Forward port (IPv4 only) using Dynamic Firewall Manager.
Let’s assume that we want to forward port on external
interface to an address inside internal
network.
$ sudo firewall-cmd --get-active-zones
external interfaces: eth0 internal interfaces: eth1
Forward forward port 8080
on external
interface to 172.16.0.2
address inside internal
network.
$ sudo firewall-cmd --zone=external --add-forward-port=port=8080:proto=tcp:toport=80:toaddr=172.16.0.2
success
List forwarded port in external
zone.
$ sudo firewall-cmd --list-forward-ports --zone=external
port=8080:proto=tcp:toport=80:toaddr=172.16.0.2
Verify that port forward is working as expected.

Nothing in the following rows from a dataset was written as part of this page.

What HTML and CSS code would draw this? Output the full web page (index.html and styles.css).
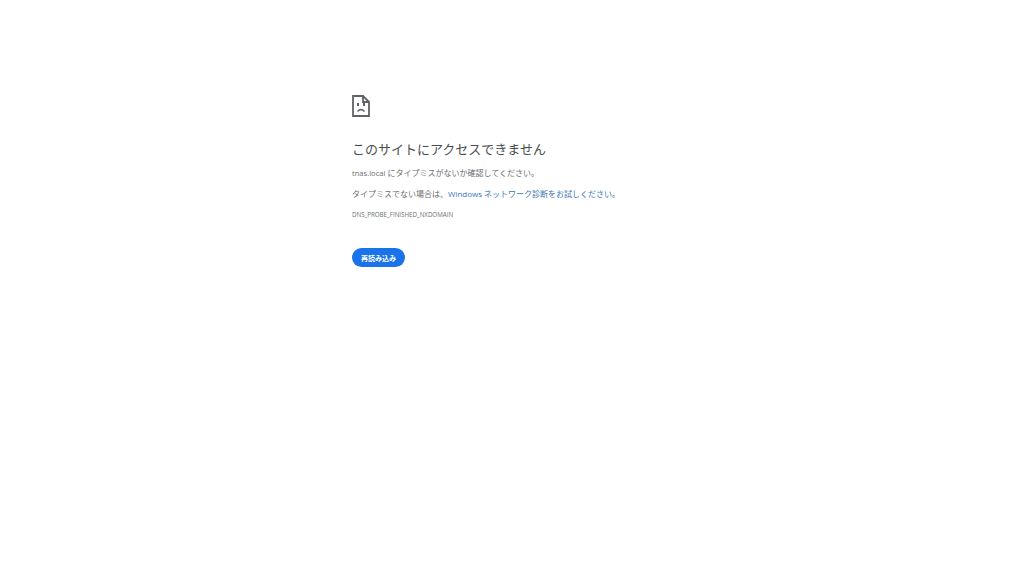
FILE: index.html
```html
<!DOCTYPE html>
<html lang="ja">
<head>
<meta charset="utf-8">
<title>tnas.local</title>
<link rel="stylesheet" href="styles.css">
</head>
<body>
<main class="page">
<svg class="icon" viewBox="0 0 18 22" width="18" height="22" aria-hidden="true">
<path class="line" d="M1 1H11V7H17V21H1Z"/>
<path class="line" d="M11 1L17 7"/>
<rect class="fill" x="5" y="8" width="2" height="3"/>
<rect class="fill" x="11" y="8" width="2" height="3"/>
<path class="line thin" d="M5.5 16.5Q9 12.5 12.5 16.5"/>
</svg>
<h1 class="title">このサイトにアクセスできません</h1>
<p class="line-one"><span class="host">tnas.local</span> にタイプミスがないか確認してください。</p>
<p class="line-two">タイプミスでない場合は、<a class="link" href="#">Windows ネットワーク診断をお試しください</a>。</p>
<p class="code">DNS_PROBE_FINISHED_NXDOMAIN</p>
<button class="reload" type="button">再読み込み</button>
</main>
</body>
</html>
```
FILE: styles.css
```css
html, body {
  margin: 0;
  padding: 0;
  background: #fff;
}
body {
  font-family: "Open Sans", "Noto Sans CJK JP", sans-serif;
  color: #6a6e72;
}
.page {
  display: flex;
  flex-direction: column;
  align-items: flex-start;
  padding: 95px 0 0 352px;
}
.icon {
  display: block;
  margin-bottom: 22px;
}
.line {
  fill: none;
  stroke: #5f6368;
  stroke-width: 1.8;
}
.thin {
  stroke-width: 1.4;
}
.fill {
  fill: #5f6368;
}
.title {
  margin: 0;
  font-size: 13px;
  line-height: 20px;
  font-weight: 400;
  color: #4a4d50;
}
.line-one, .line-two {
  margin: 0;
  font-size: 8px;
  line-height: 13px;
}
.line-one { margin-top: 7px; }
.line-two { margin-top: 7px; }
.host {
  font-size: 7.6px;
}
.link {
  color: #3a77b8;
  text-decoration: none;
}
.code {
  margin: 10px 0 0;
  font-size: 6.2px;
  line-height: 10px;
}
.reload {
  margin-top: 28px;
  width: 53px;
  height: 19px;
  padding: 0;
  border: 0;
  border-radius: 10px;
  background: #1a73e8;
  color: #fff;
  font-family: inherit;
  font-size: 7px;
  font-weight: 600;
}
```
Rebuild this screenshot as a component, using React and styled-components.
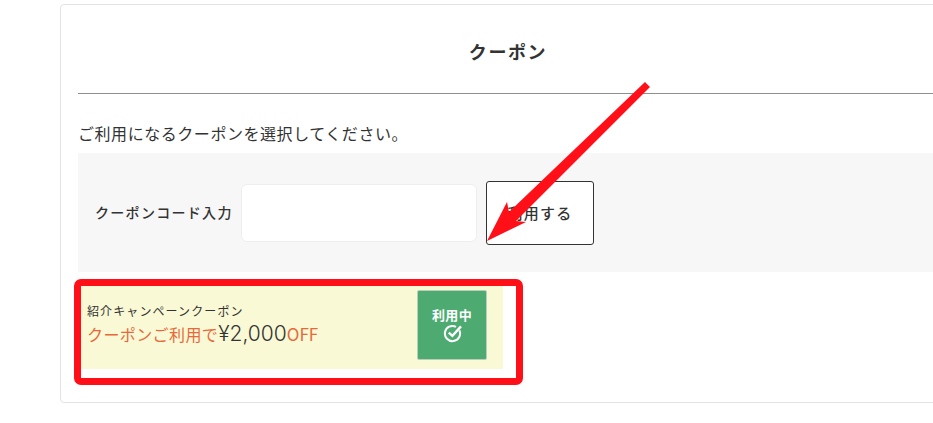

$ curl -I http://external:8080
HTTP/1.1 200 OK Server: nginx/1.18.0 Date: Sat, 06 Nov 2021 16:23:34 GMT Content-Type: text/html Content-Length: 612 Last-Modified: Sat, 06 Nov 2021 15:53:32 GMT Connection: keep-alive ETag: "6186a4fc-264" Accept-Ranges: bytes
Make configuration permanent.
$ sudo firewall-cmd --runtime-to-permanent
success
Remove this specific forwarded port.
$ sudo firewall-cmd --zone=external --remove-forward-port=port=8080:proto=tcp:toport=80:toaddr=172.16.0.2
success
Make configuration permanent.
$ sudo firewall-cmd --runtime-to-permanent
success
You can also forward port temporarily. Use s
(seconds), m
(minutes), or h
(hours) as a time period unit.
$ sudo firewall-cmd --zone=external --add-forward-port=port=8080:proto=tcp:toport=80:toaddr=172.16.0.2 --timeout=10m
success
It will be handled properly, even when you make configuration permanent in the meantime.
Additional notes
Use a rich language rule if you need to specify client destination address.
$ sudo firewall-cmd --zone=public --add-rich-rule='rule family="ipv4" destination address="172.16.1.1" forward-port port="80" protocol="tcp" to-port="80" to-addr="172.16.0.2"'
success
$ sudo firewall-cmd --list-rich-rules --zone=public
rule family="ipv4" destination address="172.16.1.1" forward-port port="80" protocol="tcp" to-port="80" to-addr="172.16.0.2"
Make configuration permanent if required.